Since the 1960s, only Ferrari has won more Formula One races than McLaren. Ruminate on that for a moment. Every major automaker from Mercedes, Renault and Lotus to Honda and Toyota have shoveled heaps of dollars into the research furnace, funding deep-pocketed teams to take down the great minuscule McLaren, and yet none — other than the venerable Ferrari — have been able to beat them consistently. Yet despite their ample racing success McLaren never entered the world of “consumer” cars until 1993, when it sent tectonic shocks across the industry with the unveiling of its F1: the world’s fastest production car for over a decade. With a $1 million pricetag, the F1 was not made of this Earth — a nearly flawless vehicle so precisely engineered that to this day it is still considered one of the greatest machines of all time. With a price-be-damned philosophy from the outset, the F1 incorporated a litany of Formula One technology never before seen on a production car (carbon fiber monocoque tub, extensive use of kevlar, central driving position, etc.). Tesla CEO, and the Lead Rocket Engineer of his other company SpaceX, Elon Musk once called it “an engineering marvel.”
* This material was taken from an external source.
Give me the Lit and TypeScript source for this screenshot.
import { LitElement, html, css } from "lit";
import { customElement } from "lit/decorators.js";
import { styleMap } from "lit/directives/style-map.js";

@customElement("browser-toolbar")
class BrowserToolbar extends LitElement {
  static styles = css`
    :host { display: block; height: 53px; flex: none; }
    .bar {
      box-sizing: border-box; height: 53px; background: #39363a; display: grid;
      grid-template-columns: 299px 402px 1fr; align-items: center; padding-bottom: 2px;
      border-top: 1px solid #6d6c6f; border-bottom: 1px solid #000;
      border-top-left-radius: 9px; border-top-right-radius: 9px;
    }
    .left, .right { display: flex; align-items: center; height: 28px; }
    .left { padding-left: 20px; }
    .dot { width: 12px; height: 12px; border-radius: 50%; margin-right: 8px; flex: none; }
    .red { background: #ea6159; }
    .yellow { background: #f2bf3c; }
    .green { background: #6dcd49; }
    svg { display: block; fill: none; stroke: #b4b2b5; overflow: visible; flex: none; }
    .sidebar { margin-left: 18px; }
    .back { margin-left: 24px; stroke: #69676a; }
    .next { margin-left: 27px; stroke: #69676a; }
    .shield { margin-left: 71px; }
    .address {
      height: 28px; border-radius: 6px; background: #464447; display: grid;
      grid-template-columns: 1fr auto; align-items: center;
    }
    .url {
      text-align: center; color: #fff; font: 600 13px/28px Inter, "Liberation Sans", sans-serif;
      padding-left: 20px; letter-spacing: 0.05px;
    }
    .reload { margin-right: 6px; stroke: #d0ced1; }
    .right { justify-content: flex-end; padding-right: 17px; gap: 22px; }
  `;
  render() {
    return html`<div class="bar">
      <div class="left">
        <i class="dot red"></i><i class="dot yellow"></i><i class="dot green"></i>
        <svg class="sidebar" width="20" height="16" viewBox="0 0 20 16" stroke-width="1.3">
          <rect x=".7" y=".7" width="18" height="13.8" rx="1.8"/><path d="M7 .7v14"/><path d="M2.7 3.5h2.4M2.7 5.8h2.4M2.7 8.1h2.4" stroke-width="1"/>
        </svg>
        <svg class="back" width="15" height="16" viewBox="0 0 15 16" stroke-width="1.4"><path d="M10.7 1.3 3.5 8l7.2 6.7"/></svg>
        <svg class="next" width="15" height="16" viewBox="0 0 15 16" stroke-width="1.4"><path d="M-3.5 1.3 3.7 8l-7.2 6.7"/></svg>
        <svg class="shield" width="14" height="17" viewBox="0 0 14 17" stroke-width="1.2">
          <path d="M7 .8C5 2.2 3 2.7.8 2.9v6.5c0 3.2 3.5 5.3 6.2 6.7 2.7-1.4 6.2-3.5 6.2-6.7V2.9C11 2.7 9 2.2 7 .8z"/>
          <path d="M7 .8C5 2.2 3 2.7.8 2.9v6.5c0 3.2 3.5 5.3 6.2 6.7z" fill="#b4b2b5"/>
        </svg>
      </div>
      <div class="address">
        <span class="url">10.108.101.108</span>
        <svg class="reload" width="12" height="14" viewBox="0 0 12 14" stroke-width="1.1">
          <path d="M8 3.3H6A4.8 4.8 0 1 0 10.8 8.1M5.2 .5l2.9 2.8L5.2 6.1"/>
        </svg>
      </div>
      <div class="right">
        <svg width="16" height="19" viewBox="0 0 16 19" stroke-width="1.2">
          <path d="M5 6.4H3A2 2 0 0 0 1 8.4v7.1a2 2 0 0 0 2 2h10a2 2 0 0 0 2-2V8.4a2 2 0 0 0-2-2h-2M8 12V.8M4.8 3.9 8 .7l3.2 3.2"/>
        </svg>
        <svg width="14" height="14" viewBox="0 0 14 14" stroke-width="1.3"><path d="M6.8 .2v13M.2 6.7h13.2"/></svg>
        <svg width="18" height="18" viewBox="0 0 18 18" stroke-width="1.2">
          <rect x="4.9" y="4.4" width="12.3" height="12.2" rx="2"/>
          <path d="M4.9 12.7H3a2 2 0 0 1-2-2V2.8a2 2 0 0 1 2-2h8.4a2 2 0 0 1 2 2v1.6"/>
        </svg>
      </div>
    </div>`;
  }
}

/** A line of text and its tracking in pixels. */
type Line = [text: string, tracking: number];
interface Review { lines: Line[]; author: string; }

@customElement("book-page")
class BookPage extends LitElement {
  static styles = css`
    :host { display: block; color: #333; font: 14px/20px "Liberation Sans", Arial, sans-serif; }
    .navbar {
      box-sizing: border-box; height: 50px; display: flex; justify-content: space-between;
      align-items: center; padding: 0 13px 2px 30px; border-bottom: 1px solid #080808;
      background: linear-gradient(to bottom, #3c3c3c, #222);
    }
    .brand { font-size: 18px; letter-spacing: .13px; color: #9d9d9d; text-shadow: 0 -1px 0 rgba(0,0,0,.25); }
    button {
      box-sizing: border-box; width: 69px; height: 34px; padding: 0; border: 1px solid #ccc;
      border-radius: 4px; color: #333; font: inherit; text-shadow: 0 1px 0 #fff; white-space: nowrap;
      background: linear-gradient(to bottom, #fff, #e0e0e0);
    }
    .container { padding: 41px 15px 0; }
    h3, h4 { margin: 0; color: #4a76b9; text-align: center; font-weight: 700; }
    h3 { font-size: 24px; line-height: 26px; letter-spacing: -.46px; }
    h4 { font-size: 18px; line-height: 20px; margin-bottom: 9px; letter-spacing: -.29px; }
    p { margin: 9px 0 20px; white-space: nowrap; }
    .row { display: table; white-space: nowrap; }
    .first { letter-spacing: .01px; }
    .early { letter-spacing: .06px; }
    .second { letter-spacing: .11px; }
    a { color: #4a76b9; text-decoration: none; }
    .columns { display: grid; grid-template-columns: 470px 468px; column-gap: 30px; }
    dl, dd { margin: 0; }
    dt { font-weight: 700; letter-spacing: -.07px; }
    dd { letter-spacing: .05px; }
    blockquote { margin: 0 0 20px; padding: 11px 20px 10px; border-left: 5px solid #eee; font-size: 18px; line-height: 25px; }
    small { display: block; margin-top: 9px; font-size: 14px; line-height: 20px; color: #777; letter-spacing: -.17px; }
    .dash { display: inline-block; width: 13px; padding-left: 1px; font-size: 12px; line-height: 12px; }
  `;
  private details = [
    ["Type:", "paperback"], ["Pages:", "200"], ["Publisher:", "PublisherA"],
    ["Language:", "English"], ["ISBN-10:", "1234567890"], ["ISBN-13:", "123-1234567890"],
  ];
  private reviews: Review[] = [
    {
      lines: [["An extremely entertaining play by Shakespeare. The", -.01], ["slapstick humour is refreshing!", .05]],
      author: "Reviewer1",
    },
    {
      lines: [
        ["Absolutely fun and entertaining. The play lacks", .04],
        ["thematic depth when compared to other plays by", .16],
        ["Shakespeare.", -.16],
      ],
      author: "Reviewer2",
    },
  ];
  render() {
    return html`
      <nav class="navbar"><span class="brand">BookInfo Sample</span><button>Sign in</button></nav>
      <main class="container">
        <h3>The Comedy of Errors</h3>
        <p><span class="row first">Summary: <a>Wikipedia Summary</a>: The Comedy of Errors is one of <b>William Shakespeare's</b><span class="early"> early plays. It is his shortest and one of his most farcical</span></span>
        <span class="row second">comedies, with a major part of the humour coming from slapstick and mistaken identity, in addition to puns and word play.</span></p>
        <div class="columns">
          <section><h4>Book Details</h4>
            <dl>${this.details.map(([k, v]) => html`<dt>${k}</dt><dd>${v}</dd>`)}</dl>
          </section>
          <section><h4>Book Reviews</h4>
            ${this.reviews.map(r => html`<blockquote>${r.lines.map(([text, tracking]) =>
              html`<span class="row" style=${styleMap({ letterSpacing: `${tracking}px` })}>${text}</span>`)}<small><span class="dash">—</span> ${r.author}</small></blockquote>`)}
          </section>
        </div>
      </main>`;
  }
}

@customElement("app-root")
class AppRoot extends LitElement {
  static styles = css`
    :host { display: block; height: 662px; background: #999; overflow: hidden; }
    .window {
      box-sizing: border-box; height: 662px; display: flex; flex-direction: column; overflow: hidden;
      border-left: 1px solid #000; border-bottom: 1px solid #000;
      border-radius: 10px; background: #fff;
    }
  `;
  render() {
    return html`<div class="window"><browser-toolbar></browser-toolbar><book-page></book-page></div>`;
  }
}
But the F1 ceased production in 1998, after making only 106 cars. So it is a watershed moment when McLaren Automotive announced it was building its next supercar, the tragically named MP4-12C. The assumption being that one of Formula One’s most exalted constructors, building the follow-up to one of the greatest machines ever conceived, would bring the goods.
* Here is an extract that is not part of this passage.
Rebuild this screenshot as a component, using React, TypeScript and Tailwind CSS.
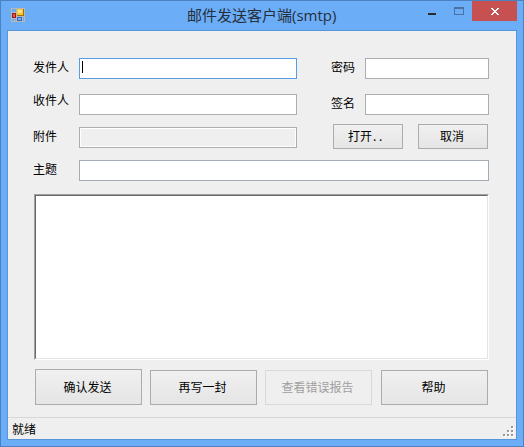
interface FieldProps {
  label: string;
  labelClass: string;
  boxClass: string;
  focused?: boolean;
}

interface PushButtonProps {
  label: string;
  className: string;
  textClass?: string;
  disabled?: boolean;
}

const Field = ({ label, labelClass, boxClass, focused }: FieldProps) => (
  <label className="flex items-start">
    <span className={`shrink-0 whitespace-nowrap leading-[14px] ${labelClass}`}>
      {label}
    </span>
    <span className={`block h-[21px] border ${boxClass}`}>
      {focused && <span className="mt-[2px] ml-[2px] block h-3 w-px bg-black" />}
    </span>
  </label>
);

const PushButton = ({
  label,
  className,
  textClass = "",
  disabled = false,
}: PushButtonProps) => (
  <button
    disabled={disabled}
    className={`flex items-center justify-center whitespace-nowrap border leading-[14px] ${
      disabled
        ? "border-[#d9d9d9] bg-[#efefef] text-[#a0a0a0]"
        : "border-[#acacac] bg-linear-to-b from-[#f0f0f0] to-[#e5e5e5] text-black"
    } ${className}`}
  >
    <span className={textClass}>{label}</span>
  </button>
);

const AppIcon = () => (
  <svg width="14" height="14" viewBox="0 0 14 14" shapeRendering="crispEdges">
    <path fill="#b9b9b5" d="M0 0h14v14H0z" />
    <path fill="#6ba9f3" d="M1 1h4v3H1zM1 11h2v2H1zM4 11h1v2H4zM12 9h1v4h-1z" />
    <path fill="#9b1c1c" d="M1 5h4v5H1z" />
    <path fill="#e0564c" d="M2 6h2v3H2z" />
    <path fill="#a06f08" d="M6 1h7v7H6z" />
    <path fill="#f7c62d" d="M6 1h6v6H6z" />
    <path fill="#ffe58a" d="M7 2h4v3H7z" />
    <path fill="#3565cf" d="M6 9h5v4H6z" />
    <path fill="#83adf5" d="M7 10h3v2H7z" />
  </svg>
);

const TitleBar = () => (
  <header className="flex h-[29px] items-start">
    <div className="mt-[7px] ml-[10px] h-[14px] w-[14px] shrink-0">
      <AppIcon />
    </div>
    <h1 className="mt-1 ml-[162px] w-[241px] whitespace-nowrap font-['Open_Sans','Noto_Sans_CJK_SC',sans-serif] text-[15px] leading-5 text-[#262f3d]">
      邮件发送客户端(smtp)
    </h1>
    <div className="mt-3 h-[2px] w-2 shrink-0 bg-[#2b2b2b]" />
    <div className="mt-[6px] ml-[18px] h-2 w-[10px] shrink-0 border border-t-2 border-[#4b72a0]" />
    <button className="ml-2 flex h-5 w-[45px] shrink-0 justify-center bg-[#c75050]">
      <svg
        className="mt-[7px] ml-[1px]"
        width="8"
        height="7"
        viewBox="0 0 8 7"
        shapeRendering="crispEdges"
      >
        <path
          fill="#fff"
          d="M0 0h2v1H0zM6 0h2v1H6zM1 1h2v1H1zM5 1h2v1H5zM2 2h4v1H2zM3 3h2v1H3zM2 4h4v1H2zM1 5h2v1H1zM5 5h2v1H5zM0 6h2v1H0zM6 6h2v1H6z"
        />
      </svg>
    </button>
  </header>
);

const StatusBar = () => (
  <footer className="mt-3 flex h-[22px] justify-between border-t border-[#d7d7d7] pl-1">
    <span className="mt-1 leading-[14px]">就绪</span>
    <svg
      className="mt-2 mr-[2px]"
      width="11"
      height="11"
      viewBox="0 0 11 11"
      shapeRendering="crispEdges"
    >
      <path
        fill="#fff"
        d="M9 1h2v2H9zM9 5h2v2H9zM9 9h2v2H9zM5 5h2v2H5zM5 9h2v2H5zM1 9h2v2H1z"
      />
      <path
        fill="#999"
        d="M8 0h2v2H8zM8 4h2v2H8zM8 8h2v2H8zM4 4h2v2H4zM4 8h2v2H4zM0 8h2v2H0z"
      />
    </svg>
  </footer>
);

export default function App() {
  return (
    <div className="h-[447px] w-[524px] overflow-hidden border border-[#4b82bf] bg-[#6badf6] font-['Noto_Sans_CJK_SC',sans-serif] text-[12px] text-black">
      <TitleBar />
      <main className="ml-[6px] h-[410px] w-[510px] border border-[#5795d8] bg-[#efefef]">
        <form className="flex flex-col pt-[27px] pl-[25px]">
          <div className="flex h-[21px] gap-[34px]">
            <Field
              label="发件人"
              labelClass="w-[46px] mt-[2px]"
              boxClass="w-[218px] border-[#569de5] bg-white"
              focused
            />
            <Field
              label="密码"
              labelClass="w-[34px] mt-[2px]"
              boxClass="w-[124px] border-[#abadb3] bg-white"
            />
          </div>

          <div className="mt-[15px] flex h-[21px] gap-[34px]">
            <Field
              label="收件人"
              labelClass="w-[46px] -mt-px"
              boxClass="w-[218px] border-[#abadb3] bg-white"
            />
            <Field
              label="签名"
              labelClass="w-[34px] mt-[2px]"
              boxClass="w-[124px] border-[#abadb3] bg-white"
            />
          </div>

          <div className="mt-[9px] flex h-[25px] items-start">
            <div className="mt-[3px]">
              <Field
                label="附件"
                labelClass="w-[46px] mt-[2px]"
                boxClass="w-[218px] border-[#abadb3] bg-[#efefef] shadow-[inset_0_0_0_1px_#fff]"
              />
            </div>
            <button className="ml-9 flex h-[25px] w-[70px] items-center border border-[#acacac] bg-linear-to-b from-[#f0f0f0] to-[#e5e5e5] pb-[2px] pl-[14px] leading-[14px]">
              打开<span className="pl-px tracking-[2.7px]">..</span>
            </button>
            <PushButton
              label="取消"
              className="ml-[15px] h-[25px] w-[70px]"
              textClass="pr-[2px] pb-[2px]"
            />
          </div>

          <div className="mt-[11px] flex h-[21px]">
            <Field
              label="主题"
              labelClass="w-[46px] mt-[2px]"
              boxClass="w-[410px] border-[#a5acb5] bg-white"
            />
          </div>

          {/* Sunken message box */}
          <div className="mt-[13px] ml-px h-[166px] w-[455px] border border-t-[#a0a0a0] border-r-white border-b-white border-l-[#a0a0a0]">
            <div className="h-full border border-t-[#696969] border-r-[#e3e3e3] border-b-[#e3e3e3] border-l-[#696969] bg-white" />
          </div>

          <div className="mt-[9px] ml-[2px] flex h-9 items-end">
            <PushButton
              label="确认发送"
              className="h-9 w-[107px]"
              textClass="pr-[2px]"
            />
            <PushButton
              label="再写一封"
              className="ml-2 h-[35px] w-[107px] pb-[2px]"
              textClass="pr-[2px]"
            />
            <PushButton
              label="查看错误报告"
              className="ml-2 h-[35px] w-[107px] pb-[2px]"
              textClass="pr-[2px]"
              disabled
            />
            <PushButton
              label="帮助"
              className="ml-[9px] h-[35px] w-[107px] pb-[2px]"
              textClass="pr-[2px]"
            />
          </div>
        </form>
        <StatusBar />
      </main>
    </div>
  );
}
But until you get behind the wheel of the MP4-12C, you have no idea just how good the goods can get. Even for someone who’s paid to write about cars, there are moments of driving the MP4-12C that offer such unparalleled levels of joy that one is struck speechless, as if hit by a sniper shot to the head. For which, truly, there are no words.
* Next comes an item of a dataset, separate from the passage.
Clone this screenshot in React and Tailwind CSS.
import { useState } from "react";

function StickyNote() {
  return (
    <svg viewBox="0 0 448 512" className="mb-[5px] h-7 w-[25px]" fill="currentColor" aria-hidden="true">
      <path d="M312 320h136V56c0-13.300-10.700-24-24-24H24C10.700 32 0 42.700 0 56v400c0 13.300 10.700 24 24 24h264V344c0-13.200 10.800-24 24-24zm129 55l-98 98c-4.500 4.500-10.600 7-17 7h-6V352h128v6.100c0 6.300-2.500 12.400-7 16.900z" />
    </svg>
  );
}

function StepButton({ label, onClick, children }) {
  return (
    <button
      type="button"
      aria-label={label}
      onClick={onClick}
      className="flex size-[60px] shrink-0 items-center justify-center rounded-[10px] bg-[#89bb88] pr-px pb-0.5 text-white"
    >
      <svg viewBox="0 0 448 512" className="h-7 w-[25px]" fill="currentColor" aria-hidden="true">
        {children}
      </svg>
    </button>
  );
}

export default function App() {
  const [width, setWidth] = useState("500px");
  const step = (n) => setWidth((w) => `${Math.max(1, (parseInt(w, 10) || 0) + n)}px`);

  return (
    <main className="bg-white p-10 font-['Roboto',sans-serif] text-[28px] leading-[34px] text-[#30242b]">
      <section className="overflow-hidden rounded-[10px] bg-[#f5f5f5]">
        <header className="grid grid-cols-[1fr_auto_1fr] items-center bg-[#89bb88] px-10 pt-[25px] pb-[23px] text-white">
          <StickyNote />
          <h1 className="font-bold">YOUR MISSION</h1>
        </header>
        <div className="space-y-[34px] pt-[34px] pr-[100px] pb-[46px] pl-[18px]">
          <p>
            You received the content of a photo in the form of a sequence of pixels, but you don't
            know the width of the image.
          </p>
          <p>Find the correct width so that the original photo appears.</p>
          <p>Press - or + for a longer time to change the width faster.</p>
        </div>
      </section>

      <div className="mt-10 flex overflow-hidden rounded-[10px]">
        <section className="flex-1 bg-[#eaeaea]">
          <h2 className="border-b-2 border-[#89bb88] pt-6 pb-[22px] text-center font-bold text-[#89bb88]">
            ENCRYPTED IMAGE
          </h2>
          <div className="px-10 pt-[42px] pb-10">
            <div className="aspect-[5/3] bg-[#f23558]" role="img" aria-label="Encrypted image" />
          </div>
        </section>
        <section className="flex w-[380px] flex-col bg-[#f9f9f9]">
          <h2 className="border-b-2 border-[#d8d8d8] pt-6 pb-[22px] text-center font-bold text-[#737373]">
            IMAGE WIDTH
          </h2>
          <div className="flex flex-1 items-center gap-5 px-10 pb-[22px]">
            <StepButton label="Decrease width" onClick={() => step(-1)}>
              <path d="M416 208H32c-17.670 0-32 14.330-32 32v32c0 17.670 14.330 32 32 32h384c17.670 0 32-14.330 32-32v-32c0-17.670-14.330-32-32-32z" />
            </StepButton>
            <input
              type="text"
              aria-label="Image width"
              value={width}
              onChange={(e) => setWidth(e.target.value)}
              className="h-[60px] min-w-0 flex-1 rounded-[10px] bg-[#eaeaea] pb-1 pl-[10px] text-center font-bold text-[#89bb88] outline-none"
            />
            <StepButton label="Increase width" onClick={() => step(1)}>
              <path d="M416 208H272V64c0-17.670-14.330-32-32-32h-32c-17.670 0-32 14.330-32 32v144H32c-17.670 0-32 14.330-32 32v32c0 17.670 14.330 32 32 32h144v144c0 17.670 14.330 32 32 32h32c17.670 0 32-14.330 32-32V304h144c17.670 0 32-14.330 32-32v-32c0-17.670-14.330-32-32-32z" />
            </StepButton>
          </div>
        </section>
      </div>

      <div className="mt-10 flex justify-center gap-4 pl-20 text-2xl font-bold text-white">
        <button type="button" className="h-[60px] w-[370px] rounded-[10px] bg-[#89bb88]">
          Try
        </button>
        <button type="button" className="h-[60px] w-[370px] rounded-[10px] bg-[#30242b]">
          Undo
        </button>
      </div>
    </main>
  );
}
The car is simply brilliant, a symphony of such power and balance as to have one simultaneously giddy and awed, marveling at the driving experience almost as if living it vicariously through another body. It is so pure and balanced and easy to drive that even when you’re banging on the throttle at full speed and attacking corners with the cocksure bravery of a Scottish tribesman, the car does not budge. If you are a decent driver it will give you balls, a good driver it will make you great. And if you’re a great driver it will transform you into Emerson Fucking Fittipaldi.

Chasing the Sunset in a McLaren MP4-12C with Lost In A Supermarket from eGarage on Vimeo.

“If you’re a decent driver the McLaren will give you balls, a good driver it’ll make you great. And if you’re a great driver it will transform you into Emerson Fucking Fittipaldi…”

There are many reasons for this performance, but the most cogent is its revolutionary suspension system that employs hydraulically linked shocks (as opposed to springs). What these hydraulics are able to accomplish is solving the automaker’s ultimate conundrum: do you engineer for performance or comfort? In the case of the MP4-12C, the answer is yes. When the suspension dial on the fighter jet-like dashboard is on “Normal” setting, the McLaren drives with the comfort and every day luxury of a well-cushioned executive car. Twist the suspension dial to “Sport”, or lord forbid “Track”, and you engage a suspension system that will hug twisties like an anaconda.

This grip will grow your confidence, and inspire you to aggressively attack corners faster and faster. And no matter how hard you hit them, even with the full force of the twin-turbo V8’s 616 horses at your disposal, there is very little chance of you ever breaking wheel contact with the road. If that corner approaches faster than expected and you need to slam the brakes, the rear spoiler will rotate upright to create an air-brake — a racing feature found only on the McLaren. Should everything fail and you still somehow manage to hit a corner with too much velocity, its automatic trail-braking system will execute: it brakes the inside rear wheel, pulling the front end into the corner to quickly overcome understeer. The technology is so successful that it was banned by Formula One.

Perhaps the best angle of the McLaren MP4-12C, sunset captured…

“If a bikini model were ever born from an unholy Darth Vadar/Kim Kardashian union, this is what its ass would look like…”

All these systems combine to not only create a vehicle of stunning performance, but perhaps more surprisingly of shocking comfort. Unlike many other jerky hypercars that are reverse engineered road-homologized track stars, the MP4-12C is an everyday driver. It is smooth, highly enjoyable. And its interior reflects that purist philosophy: the cockpit is wrapped in leather, the dashboard clean and lined in carbon fiber. There isn’t a forest of dials, knobs and buttons cluttering up the center stack — only a vertically laid out touchscreen display, two dials to control your aforementioned suspension and powertrain settings, and buttons to select between neutral, drive and reverse. Clean, terminally simple. The instrument cluster contains a lone tachometer, shouldered on either side by easy to read displays. The steering wheel is also pleasantly absent of radio controls or buttons of any kind, reminding you that the MP4-12C has one singular purpose in mind: to drive, sans distraction.

About the only complaint you’ll hear about the MP4-12C is quite frankly its somewhat sober exterior styling. Will it fill your heart with swelling lust in the same way that a Ferrari 458 Italia, Audi R8 or Lamborghini Aventador might? Probably not, but just typing that sentence is guilt wracking —as if whispering to a mistress she’s more beautiful than your wife. It just doesn’t feel right. Sure it may lack the visual immediacy of a Pagani Huayra, but it’s so elegant in performance that that gripe becomes moot. Not to mention it still has beautiful angles, especially its rear end — a 21st Century update of the horizontally slashed Ferrari Testarossa. If a bikini model were ever born from an unholy Darth Vadar/Kim Kardashian union, this is surely what its ass would look like. Unfortunately the front end is a bit Supercar 101; squint and you just might think a Ferrari 430 is coming your way.

Of course McLaren won’t want to hear that, because truly their only competition on the racetrack is also their only competition on the roadway. The nearly exactly priced Ferrari 458 Italia, which we tested in these pages a couple years back, is really the MP4-12C’s only worthy nemesis. Both are sublime machines, boasting great performance value even with their quarter-million dollar pricetags. But while the Italia will seduce you with the smoldering ache of perfectly curved lines, McLaren’s MP4-12C will win you over with rational, unmatched engineering that will have you never wanting to stray.